I do sometimes feel like a right pair of penises doing these shots. I mean, what business have I to be grimacing out at you, in a jacket that looks like it was tailored by Jame (“It puts the lotion in the basket”) Gumb? No business that I can think of. Other than I genuinely love menswear and see little reason why bros past a certain age shouldn’t bell about in preposterously over-priced, imported garms.
I noticed that this is my 151st post. Which, in strictly numerical terms, is 151 more posts than when this blog didn’t exist. So, if you don’t like what you read, I guess, I’m not sure what you’re doing here? But, you know, hi and all that. If you do, please share. And perhaps hit READ MORE (not that ‘READ MORE’, the one I just wrote, the other ‘READ MORE’, there’s one directly below, these ‘READ MOREs, it’s underlined, like the internets do, use your eyes bruh…) and learn why I’m wearing a murderer’s jacket.

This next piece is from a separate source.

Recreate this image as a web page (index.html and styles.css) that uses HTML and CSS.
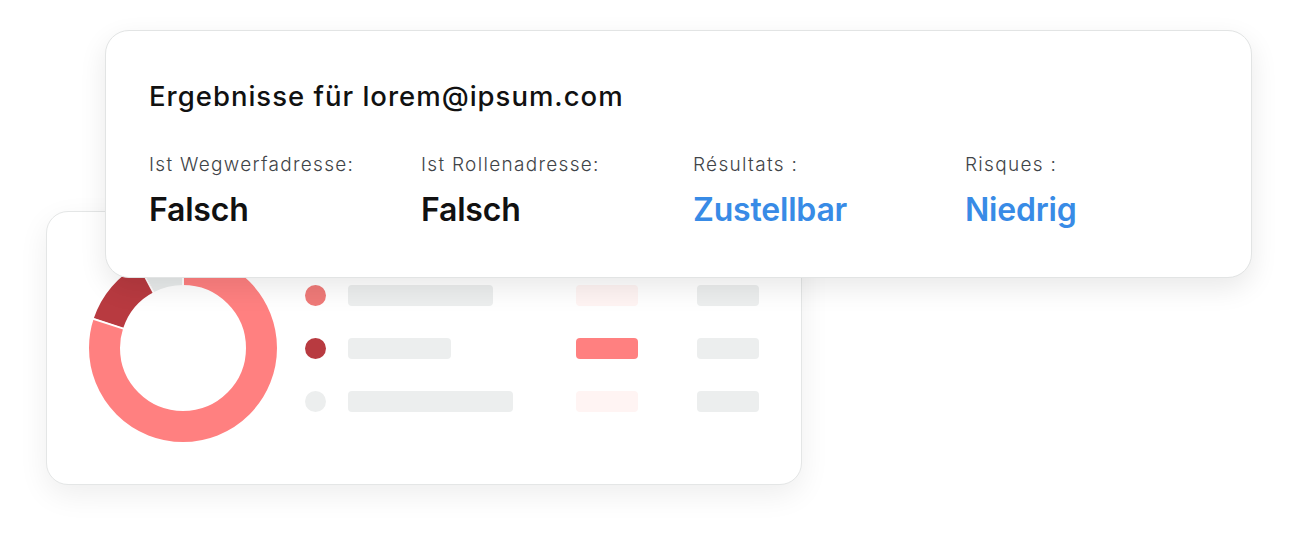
FILE: index.html
```html
<!DOCTYPE html>
<html lang="de">
<head>
<meta charset="utf-8">
<title>Ergebnisse</title>
<link rel="stylesheet" href="styles.css">
</head>
<body>
<div class="stage">
  <section class="chart-card">
    <svg class="donut" width="188" height="188" viewBox="0 0 188 188">
      <g transform="rotate(-90 94 94)">
        <circle cx="94" cy="94" r="78.5" fill="none" stroke="#ff8080" stroke-width="31" stroke-dasharray="394.6 493.2" stroke-dashoffset="0"/>
        <circle cx="94" cy="94" r="78.5" fill="none" stroke="#b83a40" stroke-width="31" stroke-dasharray="60.3 493.2" stroke-dashoffset="-394.6"/>
        <circle cx="94" cy="94" r="78.5" fill="none" stroke="#e8ebeb" stroke-width="31" stroke-dasharray="38.3 493.2" stroke-dashoffset="-454.9"/>
      </g>
      <g stroke="#ffffff" stroke-width="2">
        <line x1="94" y1="0" x2="94" y2="32"/>
        <line x1="94" y1="94" x2="0" y2="63.5" stroke-dasharray="0 61 40"/>
        <line x1="94" y1="94" x2="49.9" y2="11.1" stroke-dasharray="0 61 40"/>
      </g>
    </svg>
    <div class="legend">
      <span class="dot dot-pink"></span><span class="bar bar-name w145"></span><span class="bar bar-faint"></span><span class="bar bar-val"></span>
      <span class="dot dot-red"></span><span class="bar bar-name w103"></span><span class="bar bar-strong"></span><span class="bar bar-val"></span>
      <span class="dot dot-gray"></span><span class="bar bar-name w165"></span><span class="bar bar-faint"></span><span class="bar bar-val"></span>
    </div>
  </section>

  <section class="result-card">
    <h1 class="title">Ergebnisse für lorem@ipsum.com</h1>
    <div class="stats">
      <div class="stat">
        <div class="label">Ist Wegwerfadresse:</div>
        <div class="value">Falsch</div>
      </div>
      <div class="stat">
        <div class="label">Ist Rollenadresse:</div>
        <div class="value">Falsch</div>
      </div>
      <div class="stat">
        <div class="label">Résultats :</div>
        <div class="value value-blue">Zustellbar</div>
      </div>
      <div class="stat">
        <div class="label">Risques :</div>
        <div class="value value-blue">Niedrig</div>
      </div>
    </div>
  </section>
</div>
</body>
</html>
```

FILE: styles.css
```css
* { box-sizing: border-box; }

html, body {
  margin: 0;
  padding: 0;
  background: #ffffff;
}

body {
  font-family: "Inter", "Noto Sans", sans-serif;
  color: #111111;
}

.stage {
  position: relative;
  width: 1297px;
  height: 545px;
  padding: 211px 0 0 46px;
}

.chart-card {
  width: 756px;
  height: 274px;
  border: 1px solid #e4e6e6;
  border-radius: 22px;
  background: #ffffff;
  box-shadow: 0 10px 30px rgba(0, 0, 0, 0.07);
  display: flex;
  align-items: center;
  padding-left: 42px;
  gap: 28px;
}

.donut {
  display: block;
  flex: none;
}

.legend {
  display: grid;
  grid-template-columns: 43px 228px 121px 62px;
  grid-auto-rows: 21px;
  row-gap: 32px;
  align-items: center;
}

.dot {
  width: 21px;
  height: 21px;
  border-radius: 50%;
}
.dot-pink { background: #ef7a78; }
.dot-red { background: #b83a40; }
.dot-gray { background: #eceeee; }

.bar {
  height: 21px;
  border-radius: 4px;
  background: #eceeee;
}
.w145 { width: 145px; }
.w103 { width: 103px; }
.w165 { width: 165px; }
.bar-faint { width: 62px; background: #fff4f3; }
.bar-strong { width: 62px; background: #ff8080; }
.bar-val { width: 62px; }

.result-card {
  position: absolute;
  left: 105px;
  top: 30px;
  width: 1147px;
  height: 248px;
  background: #ffffff;
  border: 1px solid #e2e4e4;
  border-radius: 24px;
  box-shadow: 0 10px 28px rgba(0, 0, 0, 0.09);
  padding: 48px 43px 0;
}

.title {
  margin: 0;
  font-size: 27.5px;
  line-height: 34px;
  font-weight: 500;
  color: #111111;
  letter-spacing: 1px;
}

.stats {
  display: grid;
  grid-template-columns: repeat(4, 272px);
  margin-top: 39px;
}

.label {
  font-size: 19px;
  line-height: 26px;
  font-weight: 300;
  color: #3f4448;
  letter-spacing: 1.3px;
}

.value {
  margin-top: 12px;
  font-size: 32px;
  line-height: 40px;
  font-weight: 600;
  color: #111111;
  letter-spacing: -0.2px;
}

.value-blue {
  color: #388be6;
}
```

I’m not wearing a murderer’s jacket. I don’t know why I said I was. It’s an Indigo Farm x Garbstore creation. I’ve blogged on this before, but I didn’t own it then, I do now. And no I wasn’t sent one for freesys. I dropped my own papes, right here.
So basically, what we’ve got here is a serious road-test. A proper product review. A serious menswearist taking a garment to task on its failing and successes and providing a balanced, professional assessment of how it performs in the field.
So, firstly, I’d like to point out, there’s a fuck-ton of stitchy-witchy going on.
It also features a pair of arms, a back and a front, and a collar, and buttons. I feel comfortable going out on a limb and saying that if the sun comes out, you might find yourself a bit warm in this, but on cooler days, it’d probably be quite useful.
If jackets are your sort of thing, I can certainly recommend it. And in conclusion I’d say, out of all the jackets I have, this one, is definitely the most like this one I own.